Example \(\PageIndex{1}\)

*The cyclic process of an ideal gas shown in the \(PT\) diagram below is rectangular, with vertical and horizontal sides at the positions labeled.*

*Find the total heat transferred during the full cycle in terms of the quantities labeled, and indicate whether the heat is transferred into or out of the system.**Sketch the \(PV\) diagram of this cyclic process.*

**Solution**-
*a. As this is not a \(PV\) diagram, the total work done or heat exchanged is not simply the area inside the closed shape. We therefore need to look at each segment individually. The horizontal segments are processes that maintain a constant pressure, so they are isobaric. We know the work done during such a process in terms of the temperature change from Equation 5.8.9: \(Q=nC_P\Delta T\). The two isobaric processes involve equal/opposite temperature changes, so these heat exchanges cancel each other out. The vertical segments are processes that maintain a constant temperature, so they are isothermal, and we can write down the work done for each segment using Equation 5.8.16:**\[\left. \begin{array}{l} left\; segment: && Q = nRT_1\ln\left[\dfrac{P_1}{P_2}\right] \\ right\; segment: && Q = nRT_2\ln\left[\dfrac{P_2}{P_1}\right] \end{array} \right\} \;\;\; \Rightarrow \;\;\; Q_{tot} = nRT_2\ln\left[\dfrac{P_2}{P_1}\right] + nRT_1\ln\left[\dfrac{P_1}{P_2}\right] = nR\left(T_2-T_1\right)\ln\left[\dfrac{P_2}{P_1}\right] \nonumber\]**b.
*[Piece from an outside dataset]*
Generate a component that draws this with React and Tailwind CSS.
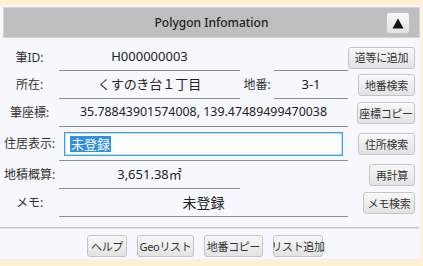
import React from "react";

const font = { fontFamily: '"Noto Sans", "Noto Sans CJK JP", sans-serif' };

function Btn({ children, w }) {
  return (
    <button
      className={`h-[22px] ${w} flex items-center justify-center rounded-[3px] border border-[#c4c4c4] bg-linear-to-b from-[#f8f8f8] to-[#e3e3e3] text-[11px] leading-none text-[#333] whitespace-nowrap tracking-[-0.3px] shadow-[inset_0_1px_0_#ffffff]`}
    >
      {children}
    </button>
  );
}

function Label({ children }) {
  return (
    <div className="flex items-center justify-center text-[12px] text-[#333] whitespace-nowrap">
      {children}
    </div>
  );
}

function Val({ children, span = "", line = true, cls = "text-[13px]" }) {
  return (
    <div
      className={`flex items-center justify-center text-[#222] whitespace-nowrap ${span} ${
        line ? "border-b border-[#8e8e8e]" : ""
      } ${cls}`}
    >
      {children}
    </div>
  );
}

function BtnCell({ children }) {
  return <div className="flex items-center justify-end pr-[6px]">{children}</div>;
}

export default function App() {
  return (
    <div className="w-[423px] h-[266px] bg-[#fdf0d4] pt-[5px]" style={font}>
      <div className="w-[421px] h-[254px] bg-[#f7f8fd] flex flex-col">
        <div className="relative mt-[2px] ml-[3px] mr-[1px] h-[31px] bg-[#bfbfbf] border border-[#d3d3d3] flex items-center justify-center">
          <span className="text-[12px] font-medium text-[#222]">Polygon Infomation</span>
          <button className="absolute right-[9px] top-[4px] w-[24px] h-[22px] rounded-[3px] border border-[#c4c4c4] bg-linear-to-b from-[#f8f8f8] to-[#e3e3e3] flex items-center justify-center">
            <svg width="12" height="11" viewBox="0 0 12 11">
              <polygon points="6,0.5 11.5,10.5 0.5,10.5" fill="#111" />
            </svg>
          </button>
        </div>

        <div className="mt-[6px] grid grid-cols-[59px_181px_34px_74px_73px] grid-rows-[27px_28px_28px_34px_28px_28px]">
          {/* row 1 */}
          <Label>筆ID:</Label>
          <Val>H000000003</Val>
          <div />
          <Val />
          <BtnCell>
            <Btn w="w-[67px]">道等に追加</Btn>
          </BtnCell>

          {/* row 2 */}
          <Label>所在:</Label>
          <Val>くすのき台１丁目</Val>
          <Label>地番:</Label>
          <Val>3-1</Val>
          <BtnCell>
            <Btn w="w-[57px]">地番検索</Btn>
          </BtnCell>

          {/* row 3 */}
          <Label>筆座標:</Label>
          <Val span="col-span-3" cls="text-[12.4px]">
            35.78843901574008, 139.47489499470038
          </Val>
          <BtnCell>
            <Btn w="w-[58px]">座標コピー</Btn>
          </BtnCell>

          {/* row 4 */}
          <Label>住居表示:</Label>
          <div className="col-span-3 border-b border-[#8e8e8e] px-[5px] py-[5px]">
            <div className="h-[24px] border border-[#3aa0d8] bg-white shadow-[inset_0_0_0_1px_#bfe2f3] flex items-center pl-[5px]">
              <span className="bg-[#3390dd] text-white text-[13px] leading-[16px] px-[1px]">未登録</span>
            </div>
          </div>
          <BtnCell>
            <Btn w="w-[57px]">住所検索</Btn>
          </BtnCell>

          {/* row 5 */}
          <Label>地積概算:</Label>
          <Val>3,651.38㎡</Val>
          <div />
          <div />
          <BtnCell>
            <Btn w="w-[46px]">再計算</Btn>
          </BtnCell>

          {/* row 6 */}
          <Label>メモ:</Label>
          <Val span="col-span-3" cls="text-[14px]">未登録</Val>
          <BtnCell>
            <Btn w="w-[52px]">メモ検索</Btn>
          </BtnCell>
        </div>

        <div className="mt-[10px] h-[1px] bg-[#c2c2c2] mr-[2px]" />
        <div className="h-[1px] bg-[#e6e6e6] mr-[2px]" />

        <div className="mt-[6px] flex justify-center gap-[10px] pr-[11px]">
          <Btn w="w-[40px]">ヘルプ</Btn>
          <Btn w="w-[57px]">Geoリスト</Btn>
          <Btn w="w-[59px]">地番コピー</Btn>
          <Btn w="w-[50px]">リスト追加</Btn>
        </div>
      </div>
    </div>
  );
}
We need to sketch two isobaric and two isothermal processes that form a closed loop in a \(PV\) diagram. The isotherms need to be hyperbolas, which means the upper corners need to be at lower volumes than the corners directly below them on the \(PT\) diagram. Also, the work done in the upper isobaric process has to be equal in magnitude to the work done in the lower isobaric process (since we found that they cancel in part a). But the upper process is at a higher pressure, so the volume change has to be smaller (i.e. the horizontal segment is shorter on top than on bottom).*